À gauche, le problème était relativement simple puisque la représentation proportionnelle libérait le parti communiste de son alliance contraignante avec un parti socialiste dont la préoccupation majeure était de s'affirmer comme la première force politique française. Cet objectif ne pourrait être atteint qu'avec le concours de voix centristes qui n'apporteraient leurs suffrages qu'à une liste conduite par des socialistes d'ouverture. Dès janvier, leurs noms étaient propagés par la rumeur publique : Michel Rocard, qui démentait le 6, Jacques Delors, qui laissait planer l'incertitude le 8.

À droite, la situation était plus complexe. Le RPR et l'UDF devaient en effet faire un choix : ou présenter des listes séparées pour mesurer leur poids respectif au sein de l'opinion publique et pour ratisser plus large, comme le préconisait encore François Léotard dans une interview publiée dans le Monde du 27 janvier, avec la perspective, quasi assurée, de faire le jeu du parti socialiste ; ou constituer une liste unique de l'opposition, comme le souhaitait déjà Valéry Giscard d'Estaing, tirant ainsi tous les enseignements du succès relatif mais inespéré remporté par les candidats de l'URC (Union du Rassemblement et du Centre) les 5 et 12 juin 1988. La détermination du CDS de ne pas lier son destin électoral à celui du RPR, au risque de briser par contrecoup l'UDF, rendait aléatoire son renouvellement et paraissait lourde de conséquences pour l'après-18 juin.
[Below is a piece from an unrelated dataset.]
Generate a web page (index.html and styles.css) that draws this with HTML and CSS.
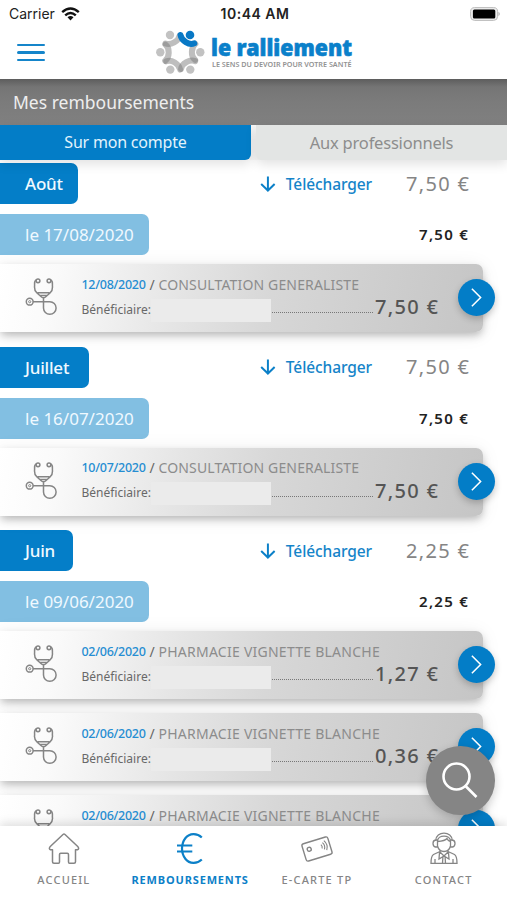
FILE: index.html
```html
<!DOCTYPE html>
<html lang="fr">
<head>
<meta charset="utf-8">
<title>Mes remboursements</title>
<link rel="stylesheet" href="styles.css">
</head>
<body>
<svg class="defs" width="0" height="0">
  <symbol id="steth" viewBox="0 0 34 40">
    <g fill="none" stroke="#858585" stroke-width="1.500">
      <circle cx="13" cy="3.800" r="1.900"/><circle cx="24" cy="3.800" r="1.900"/>
      <path d="M11.300 3C8.500 4 10 7 9.500 10Q9.300 13.500 12 16L16.500 20Q18.500 21.500 20.500 20L25 16Q27.700 13.500 27.500 10C27 7 28.500 4 25.700 3M12.500 15.800H24.500M14.500 18.500H22.500M18.500 21V31A6.300 6.300 0 1 0 24.800 24.700H8"/>
      <circle cx="4.700" cy="24.700" r="3.400"/><circle cx="4.700" cy="24.700" r="1.100" stroke-width="1"/>
    </g>
  </symbol>
  <symbol id="down" viewBox="0 0 16 18"><path d="M8 1.500V15.500M1.200 9L8 15.600L14.800 9" fill="none" stroke="#0c80c8" stroke-width="2"/></symbol>
  <symbol id="chev" viewBox="0 0 36 36"><path d="M13.500 9.500L22 18L13.500 26.500" fill="none" stroke="#fff" stroke-width="1.500"/></symbol>
</svg>
<div class="status">
  <div class="carrier">Carrier
    <svg width="19" height="14" viewBox="0 0 19 14"><g fill="none" stroke="#111" stroke-width="2.400"><path d="M1.200 5.200Q9.500-2.200 17.800 5.200M4.200 8.400Q9.500 3.600 14.800 8.400"/></g><path d="M6.500 10.300Q9.500 7.800 12.500 10.300L9.500 13.500Z" fill="#111"/></svg>
  </div>
  <div class="clock">10:44 AM</div>
  <svg class="battery" width="31" height="14" viewBox="0 0 31 14"><rect x=".6" y=".6" width="27" height="12.800" rx="4" fill="#eee" stroke="#bbb"/><rect x="2.900" y="2.600" width="22.400" height="9" rx="1.500" fill="#000"/><path d="M28.500 4.800Q31 7 28.500 9.200Z" fill="#aaa"/></svg>
</div>
<header class="header">
  <div class="burger"><i></i><i></i><i></i></div>
  <svg class="logo" width="200" height="48" viewBox="155 28 200 48">
    <defs><path id="arm" d="M180.500 35C181.500 40.700 189 45.500 194.300 43.300" fill="none" stroke-width="6" stroke-linecap="round"/></defs>
    <g stroke="#777" stroke-opacity=".48">
      <use href="#arm" transform="rotate(60 180.300 52.300)"/><use href="#arm" transform="rotate(120 180.300 52.300)"/><use href="#arm" transform="rotate(180 180.300 52.300)"/><use href="#arm" transform="rotate(240 180.300 52.300)"/><use href="#arm" transform="rotate(300 180.300 52.300)"/>
    </g>
    <g fill="#c2c2c2"><circle cx="170" cy="35" r="4.200"/><circle cx="200.300" cy="52.300" r="4.200"/><circle cx="190.300" cy="69.600" r="4.200"/><circle cx="170.300" cy="69.600" r="4.200"/><circle cx="160.300" cy="52.300" r="4.200"/></g>
    <use href="#arm" stroke="#0878c5"/><circle cx="190" cy="35" r="4.300" fill="#0878c5"/>
    <text class="brand" x="211" y="55.500" textLength="141" lengthAdjust="spacingAndGlyphs">le ralliement</text>
    <text class="motto" x="212" y="67" textLength="139.500" lengthAdjust="spacingAndGlyphs">LE SENS DU DEVOIR POUR VOTRE SANTÉ</text>
  </svg>
</header>
<h1 class="title"><span>Mes remboursements</span></h1>
<div class="tabs"><div class="tab on">Sur mon compte</div><div class="tab off">Aux professionnels</div></div>
<main class="list">
  <section class="month">
    <div class="row"><b class="pill m1">Août</b><a class="dl"><svg width="16" height="18"><use href="#down"/></svg><span>Télécharger</span></a><span class="total">7,50 €</span></div>
    <div class="row"><b class="pill date">le 17/08/2020</b><span class="sub">7,50 €</span></div>
    <article class="card"><svg class="steth" width="34" height="40"><use href="#steth"/></svg><div class="info"><div class="line"><span class="d">12/08/2020</span><span class="slash">/</span><span class="what w1">CONSULTATION GENERALISTE</span></div><div class="line2"><span class="ben">Bénéficiaire:</span><i class="mask"></i><i class="dots"></i><span class="amt">7,50 €</span></div></div><svg class="go" width="37" height="37"><use href="#chev"/></svg></article>
  </section>
  <section class="month">
    <div class="row"><b class="pill m2">Juillet</b><a class="dl"><svg width="16" height="18"><use href="#down"/></svg><span>Télécharger</span></a><span class="total">7,50 €</span></div>
    <div class="row"><b class="pill date">le 16/07/2020</b><span class="sub">7,50 €</span></div>
    <article class="card"><svg class="steth" width="34" height="40"><use href="#steth"/></svg><div class="info"><div class="line"><span class="d">10/07/2020</span><span class="slash">/</span><span class="what w1">CONSULTATION GENERALISTE</span></div><div class="line2"><span class="ben">Bénéficiaire:</span><i class="mask"></i><i class="dots"></i><span class="amt">7,50 €</span></div></div><svg class="go" width="37" height="37"><use href="#chev"/></svg></article>
  </section>
  <section class="month">
    <div class="row"><b class="pill m3">Juin</b><a class="dl"><svg width="16" height="18"><use href="#down"/></svg><span>Télécharger</span></a><span class="total">2,25 €</span></div>
    <div class="row"><b class="pill date">le 09/06/2020</b><span class="sub">2,25 €</span></div>
    <article class="card"><svg class="steth" width="34" height="40"><use href="#steth"/></svg><div class="info"><div class="line"><span class="d">02/06/2020</span><span class="slash">/</span><span class="what w2">PHARMACIE VIGNETTE BLANCHE</span></div><div class="line2"><span class="ben">Bénéficiaire:</span><i class="mask"></i><i class="dots"></i><span class="amt">1,27 €</span></div></div><svg class="go" width="37" height="37"><use href="#chev"/></svg></article>
    <article class="card"><svg class="steth" width="34" height="40"><use href="#steth"/></svg><div class="info"><div class="line"><span class="d">02/06/2020</span><span class="slash">/</span><span class="what w2">PHARMACIE VIGNETTE BLANCHE</span></div><div class="line2"><span class="ben">Bénéficiaire:</span><i class="mask"></i><i class="dots"></i><span class="amt">0,36 €</span></div></div><svg class="go" width="37" height="37"><use href="#chev"/></svg></article>
    <article class="card"><svg class="steth" width="34" height="40"><use href="#steth"/></svg><div class="info"><div class="line"><span class="d">02/06/2020</span><span class="slash">/</span><span class="what w2">PHARMACIE VIGNETTE BLANCHE</span></div></div><svg class="go" width="37" height="37"><use href="#chev"/></svg></article>
  </section>
</main>
<div class="search"><svg width="68" height="68" viewBox="0 0 68 68" fill="none" stroke="#fff" stroke-width="2.600"><circle cx="30.500" cy="30.500" r="13"/><path d="M39.500 40L50.500 51"/></svg></div>
<nav class="nav">
  <a class="n1"><svg width="34" height="34" viewBox="0 0 34 34" fill="none" stroke="#858585" stroke-width="1.500" stroke-linejoin="round"><path d="M16 2.500Q17 1.600 18 2.500L31 14.800Q32.500 17 30.500 17.800H28.500V29.800Q28.500 31.300 27 31.300H22.500Q21.500 31.300 21.500 30V22.500Q21.500 21.300 20.300 21.300H13.700Q12.500 21.300 12.500 22.500V30Q12.500 31.300 11.500 31.300H7Q5.500 31.300 5.500 29.800V17.800H3.500Q1.500 17 3 14.800Z"/></svg><span>ACCUEIL</span></a>
  <a class="n2 sel"><svg width="34" height="34" viewBox="0 0 34 34" fill="none" stroke="#0c80c8" stroke-width="2.200"><path d="M28.800 5.500C24 .8 16.500 1 12.500 6Q9 10.500 9 16.500Q9 22.500 12.500 27C16.500 32 24 32.200 28.800 27.500M4 13.500H19.300M4 19.500H19.300"/></svg><span>REMBOURSEMENTS</span></a>
  <a class="n3"><svg width="34" height="34" viewBox="0 0 34 34" fill="none" stroke="#858585" stroke-width="1.400"><g transform="rotate(-17 17 17)"><rect x="3.500" y="8" width="27" height="18" rx="2"/><circle cx="9.500" cy="15" r="2"/><path d="M22 14Q23.300 16 22 18M24 12.500Q26.300 16 24 19.500M26 11Q29.300 16 26 21" stroke-width="1.100"/></g></svg><span>E-CARTE TP</span></a>
  <a class="n4"><svg width="34" height="34" viewBox="0 0 34 34" fill="none" stroke="#858585" stroke-width="1.300"><path d="M8.500 9C9 -1.500 25 -1.500 25.500 9M10.500 9C11 2.500 23 2.500 23.500 9M10.500 8H8.500Q6 8.500 6 11.500Q6 14.500 8.500 15H10.500ZM23.500 8H25.500Q28 8.500 28 11.500Q28 14.500 25.500 15H23.500ZM10.500 9.500Q18 9 20 6.500Q21 9 23.500 9.500M10.500 14Q12 19.500 17 19.500Q22 19.500 23.500 14M13 18V20L17 24L21 20V18M13 19.500L6.500 22.500Q4 24 4 31.300H30Q30 24 27.500 22.500L21 19.500M12.500 20.500L12 27L17 24L22 27L21.500 20.500M16 24L15.500 31M18 24L18.500 31M8 27V31M26 27V31"/></svg><span>CONTACT</span></a>
</nav>
</body>
</html>
```
FILE: styles.css
```css
* { box-sizing: border-box; }
body { margin: 0; width: 507px; height: 900px; overflow: hidden; position: relative; background: #fff; font-family: "Noto Sans", "Open Sans", sans-serif; display: flex; flex-direction: column; }
i { display: block; }
span, .tab, .pill { white-space: nowrap; }
.defs { position: absolute; }
.status { height: 27px; flex: none; display: grid; grid-template-columns: 1fr 70px 1fr; align-items: center; padding: 0 6px 0 9px; font: 14px/27px Inter, sans-serif; color: #222; }
.carrier { display: flex; align-items: center; gap: 6px; }
.clock { font-weight: 600; text-align: center; white-space: nowrap; letter-spacing: .5px; margin: 0 -3px; }
.battery { justify-self: end; }
.header { height: 52px; flex: none; display: flex; position: relative; }
.burger { margin: 17px 0 0 17px; width: 28px; display: flex; flex-direction: column; gap: 5px; height: 18px; }
.burger i { height: 2.400px; border-radius: 2px; background: #1585ca; }
.logo { margin: 1px 0 0 110px; }
.brand { font: 900 22px "Noto Sans", sans-serif; fill: #0a80ca; stroke: #0a80ca; stroke-width: .6px; }
.motto { font: 600 7.300px "Noto Sans", sans-serif; fill: #929292; }
.title { margin: 0; height: 46px; flex: none; padding-left: 13px; font-size: 17.500px; line-height: 46px; font-weight: 400; color: #eee; background: linear-gradient(#5d5d5d, #757575 8px, #7b7b7b 22px, #808080); }
.tabs { height: 34.500px; flex: none; display: flex; gap: 5px; background: #f8f8f8; font-size: 16.500px; letter-spacing: -.2px; line-height: 35px; text-align: center; position: relative; }
.tab { height: 34.500px; box-shadow: 0 4px 12px rgba(0,0,0,.12); }
.on { width: 251px; background: #037dc7; color: #e2f3fc; border-radius: 0 0 6px 0; font-size: 16px; }
.off { width: 251px; background: #e3e5e4; color: #8d8d8d; border-radius: 0 0 0 6px; }
.list { height: 666.500px; flex: none; overflow: hidden; padding-top: 3.500px; }
.month { margin-bottom: 14.700px; }
.row { height: 41px; display: flex; align-items: center; margin-bottom: 10px; }
.pill { height: 41px; padding-left: 25px; line-height: 42px; font-size: 17px; font-weight: 500; letter-spacing: -.2px; color: #f0f9ff; background: #047ec8; border-radius: 0 7px 7px 0; flex: none; }
.m1 { width: 78px; }
.m2 { width: 88.500px; }
.m3 { width: 72.500px; }
.date { width: 148.500px; background: #82bfe2; font-weight: 400; letter-spacing: 0; }
.dl { margin-left: auto; display: flex; gap: 9px; align-items: center; width: 111px; color: #1584c9; font-size: 15.500px; font-weight: 500; letter-spacing: -.1px; }
.dl svg { margin-left: -1px; }
.dl span { margin-left: 1px; }
.total { width: 64px; margin: -1px 37px 0 34px; font-size: 20px; letter-spacing: 1.300px; color: #858585; }
.sub { margin: -1px 38px 0 auto; width: 50px; font-size: 15px; font-weight: 600; letter-spacing: 1.300px; color: #222; }
.card { width: 483px; height: 68px; margin: -1px 0 0; display: flex; position: relative; border-radius: 0 7px 7px 0; background: linear-gradient(102deg, #fff 0%, #fafafa 12%, #e5e5e5 37%, #d7d7d7 56%, #c5c5c5 100%); box-shadow: 0 4px 8px -1px rgba(0,0,0,.26), 0 2px 20px rgba(0,0,0,.07); }
.card + .card { margin-top: 14px; }
.steth { margin: 13px 0 0 25px; flex: none; }
.info { margin-left: 22.500px; width: 359px; }
.line { height: 20px; margin-top: 10px; display: flex; align-items: center; }
.d { width: 68px; font-size: 12.500px; font-weight: 500; letter-spacing: -.28px; color: #258dd2; }
.slash { width: 9px; font-size: 14px; color: #666; }
.what { font-size: 14px; color: #8c8c8c; }
.w1 { letter-spacing: .15px; }
.w2 { letter-spacing: .25px; }
.line2 { height: 26px; margin-top: 2px; display: flex; align-items: center; }
.ben { width: 69.500px; font-size: 12px; color: #686868; }
.mask { width: 120px; height: 23px; background: #ebebeb; margin-top: 2px; }
.dots { width: 101px; margin: 7px 2px 0 1px; border-top: 1.500px dotted #777; }
.amt { font-size: 20px; font-weight: 500; letter-spacing: 1.300px; color: #555; margin-top: -5px; }
.go { position: absolute; right: -12px; top: 15px; border-radius: 50%; background: #037dc7; box-shadow: 0 3px 7px rgba(0,0,0,.22); }
.search { position: absolute; left: 426px; top: 746px; width: 68.500px; height: 68.500px; border-radius: 50%; background: #858585; box-shadow: 0 3px 10px rgba(0,0,0,.2); }
.nav { height: 74px; flex: none; background: #fff; display: grid; grid-template-columns: repeat(4, 1fr); position: relative; box-shadow: 0 -3px 9px rgba(0,0,0,.12); font-size: 11px; font-weight: 500; letter-spacing: 1.200px; color: #858585; }
.nav a { display: flex; flex-direction: column; align-items: center; padding-top: 6px; }
.nav span { line-height: 14px; margin-top: 7px; }
.n1 { padding-left: 1px; }
.nav .sel { color: #0c80c8; font-weight: 700; letter-spacing: .85px; }
```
Au terme de deux mois de suspense, la situation se décanta brutalement au lendemain du 19 mars, avant même que les hommes politiques n'aient eu le temps d'analyser toutes les conséquences des élections municipales et leur réelle portée.

L'entrée en scène des protagonistes

À gauche, la désignation des têtes de liste ne donna guère lieu à débat. Nourrie sans doute d'inspirations élyséennes, la candidature de Laurent Fabius était officialisée par le PS le 24 mars et le 30, celle, virtuelle, de Philippe Herzog, libérait le secrétaire général du PCF, Georges Marchais, des risques d'une aventure européenne.

À droite, en revanche, le refus définitif du CDS, Pierre Méhaignerie, annoncé dès le 20 mars, de faire liste commune avec le RPR, suscitait une querelle des anciens et des modernes. Pour tenter d'éviter qu'une liste du centre n'entre en concurrence avec celle de l'union UDF-RPR que devait conduire Valéry Giscard d'Estaing, rallié le 5 avril par François Léotard, les rénovateurs de l'opposition annonçaient, le 6, leur intention de constituer, en dehors et par-dessus les clivages partisans, une liste de jeunes quadragénaires excluant les chefs historiques de leurs formations politiques respectives.

Le caractère contradictoire de leur démarche les condamnait à l'échec. Désireux de maintenir à tout prix l'union de l'opposition, comme ils l'affirmèrent dans leur communiqué du 9 avril, comment auraient-ils pu prendre le risque de s'exclure eux-mêmes soit du RPR, soit de l'UDF, dont les conseils nationaux réaffirmaient successivement, le 8 et le 13, leur soutien à la liste d'Union de l'opposition, dirigée par Valéry Giscard d'Estaing et par Alain Juppé ? Pour éviter de s'entre-déchirer, il ne leur restait plus qu'à se retirer sur l'Aventin et à laisser les centristes confier le 27 la tête de leur liste européenne à une libérale, Simone Veil.